Fuel Slips for Third Week

Diesel Avg. Is Now $4.047
By Eric Miller, Staff Reporter

This story appears in the March 25 print edition of Transport Topics.

Retail fuel prices declined for a third consecutive week as the national average for diesel dipped 4.1 cents to $4.047 a gallon, while gasoline slipped 1.4 cents, according to the Department of Energy.

Diesel has now declined 11.2 cents over the three weeks. Gasoline, which fell to $3.696 a gallon, has come down 8.8 cents after the three straight declines.

Diesel is now 9.5 cents below the corresponding week of last year, while gas is 17.1 cents lower, DOE reported in its March 18 national survey of 350 filling stations.



Meanwhile, the price of crude oil on March 18 was $93.74 but closed slightly down by March 21, hitting $92.45 a barrel on the New York Mercantile Exchange.

Crude sold for $107.27 a barrel a year ago, but dipped as low as $77.69 on June 28.

Denton Cinquegrana, executive editor of U.S. refined products for the Oil Price Information Service, said he doesn’t expect major changes in oil prices in the near future — unless the economy “tanks” or “goes gangbusters.”

“It doesn’t look like it’s breaking one way or the other,” Cinquegrana said. “It looks like it’s actually pretty comfortable in the low 90s [per barrel] right now.”

M. Bjorn Petersen Transportation Inc., Glendale, Ariz., a long-distance carrier with about 60 power units, saves on fuel by running super-single tires, equipping trailers with side skirts, operating diesel-fired heaters in truck cabs and using only one fuel vendor to get discounts.

“Don’t really take it the wrong way if I start crying,” owner M. Bjorn Petersen joked. “It’s not really you. It’s fuel prices.”

Petersen said his company also is saving on fuel by purchasing trucks with only one drive axle.

“Most tractors have two drive axles in the rear,” Petersen said. “We only have one. We get two-tenths per mile more on the one axle.”

The high cost of diesel has sent trucking executives such as Patrick Cozzens, president of Modern Transportation, based in Sewickley, Pa., looking for less expensive alternatives.

Cozzens said in an interview last week that he has been following developments in natural-gas heavy trucks for the past four years as a potential cost-cutter.

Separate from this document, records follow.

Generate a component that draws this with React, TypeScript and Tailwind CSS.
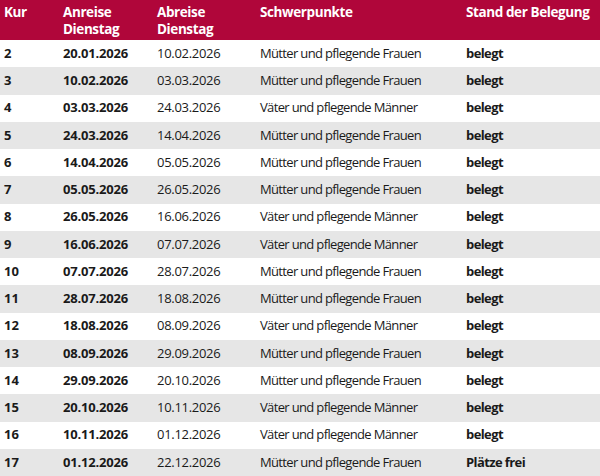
import React from "react";

const rows: [string, string, string, string, string][] = [
  ["2", "20.01.2026", "10.02.2026", "Mütter und pflegende Frauen", "belegt"],
  ["3", "10.02.2026", "03.03.2026", "Mütter und pflegende Frauen", "belegt"],
  ["4", "03.03.2026", "24.03.2026", "Väter und pflegende Männer", "belegt"],
  ["5", "24.03.2026", "14.04.2026", "Mütter und pflegende Frauen", "belegt"],
  ["6", "14.04.2026", "05.05.2026", "Mütter und pflegende Frauen", "belegt"],
  ["7", "05.05.2026", "26.05.2026", "Mütter und pflegende Frauen", "belegt"],
  ["8", "26.05.2026", "16.06.2026", "Väter und pflegende Männer", "belegt"],
  ["9", "16.06.2026", "07.07.2026", "Väter und pflegende Männer", "belegt"],
  ["10", "07.07.2026", "28.07.2026", "Mütter und pflegende Frauen", "belegt"],
  ["11", "28.07.2026", "18.08.2026", "Mütter und pflegende Frauen", "belegt"],
  ["12", "18.08.2026", "08.09.2026", "Väter und pflegende Männer", "belegt"],
  ["13", "08.09.2026", "29.09.2026", "Mütter und pflegende Frauen", "belegt"],
  ["14", "29.09.2026", "20.10.2026", "Mütter und pflegende Frauen", "belegt"],
  ["15", "20.10.2026", "10.11.2026", "Väter und pflegende Männer", "belegt"],
  ["16", "10.11.2026", "01.12.2026", "Väter und pflegende Männer", "belegt"],
  ["17", "01.12.2026", "22.12.2026", "Mütter und pflegende Frauen", "Plätze frei"],
];

const cols = "grid grid-cols-[59px_94px_103px_206px_1fr] pl-[4px]";

export default function App() {
  return (
    <div
      className="w-[600px] h-[476px] bg-white text-[13px] text-[#1a1a1a] overflow-hidden"
      style={{ fontFamily: '"Open Sans", sans-serif' }}
    >
      <div className={`${cols} h-[40px] bg-[#b0063a] text-white font-bold leading-[17px] pt-[4px] text-[13.5px] tracking-[-0.4px]`}>
        <div>Kur</div>
        <div>
          Anreise
          <br />
          Dienstag
        </div>
        <div>
          Abreise
          <br />
          Dienstag
        </div>
        <div>Schwerpunkte</div>
        <div>Stand der Belegung</div>
      </div>
      {rows.map((r, i) => (
        <div
          key={r[0]}
          className={`${cols} h-[27.25px] items-center ${i % 2 === 1 ? "bg-[#e6e6e6]" : "bg-white"}`}
        >
          <div className="font-bold">{r[0]}</div>
          <div className="font-bold tracking-[-0.2px]">{r[1]}</div>
          <div className="tracking-[-0.3px]">{r[2]}</div>
          <div className="tracking-[-0.65px]">{r[3]}</div>
          <div className="font-bold tracking-[-0.6px]">{r[4]}</div>
        </div>
      ))}
    </div>
  );
}
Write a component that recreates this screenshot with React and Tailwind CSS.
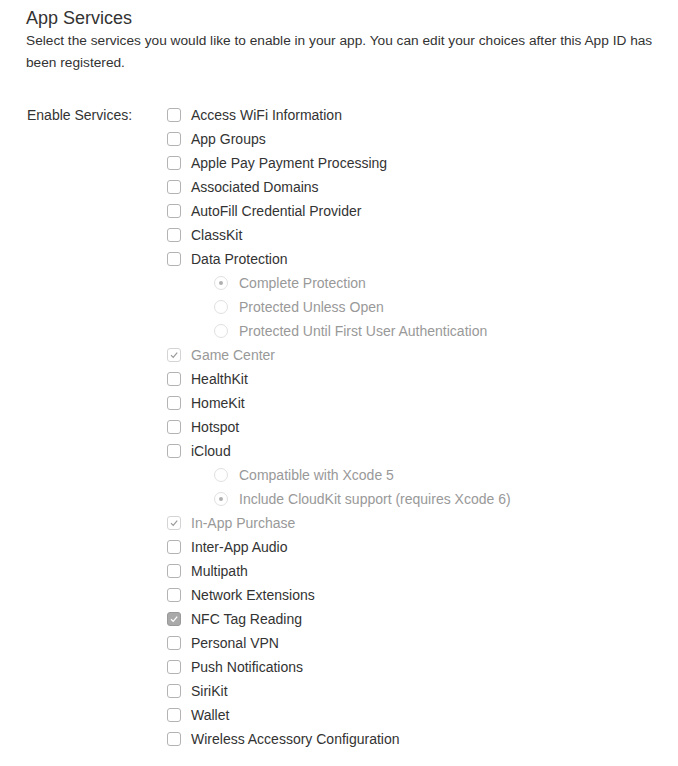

Next month, the bulk and liquid carrier will add four trucks powered by Cummins Westport 12-liter ISX12 G natural-gas engines to its fleet of more than 350 tractors.

“There have been a handful of these engines in beta testing,” Cozzens said. “The first two or three are going to the trade-show circuit. But these are the first four to actually go into service.”

Cozzens said his company will use the four trucks that will burn the less expensive fuel for a 310-mile dedicated lane between Moncure, N.C., and Savannah, Ga.

Modern Transportation is leasing the four trucks from Old Dominion Truck Leasing and has worked with Clean Energy Fuels Corp., which has agreed to open a natural-gas fuel station at a Pilot Flying J in Latta, S.C., Cozzens said.

“It’s a real great innovative story of several partners: the customer, the trucking company, the leasing company, the fuel company and the equipment manufacturer, all working together to make this happen. A lot of things had to come together,” Cozzens said.

Modern also governs its trucks at 62 mph on most routes, improving fuel efficiency by almost a half-mile per gallon, Cozzens said.

It also is cutting its fuel costs by switching from an overdrive to a direct-drive transmission, Cozzens said.

Five years ago, the company moved to wide-base tires but now plans to move back to fuel-efficient duals. It also gives semiannual bonuses to drivers based on their fuel efficiency and safety performance.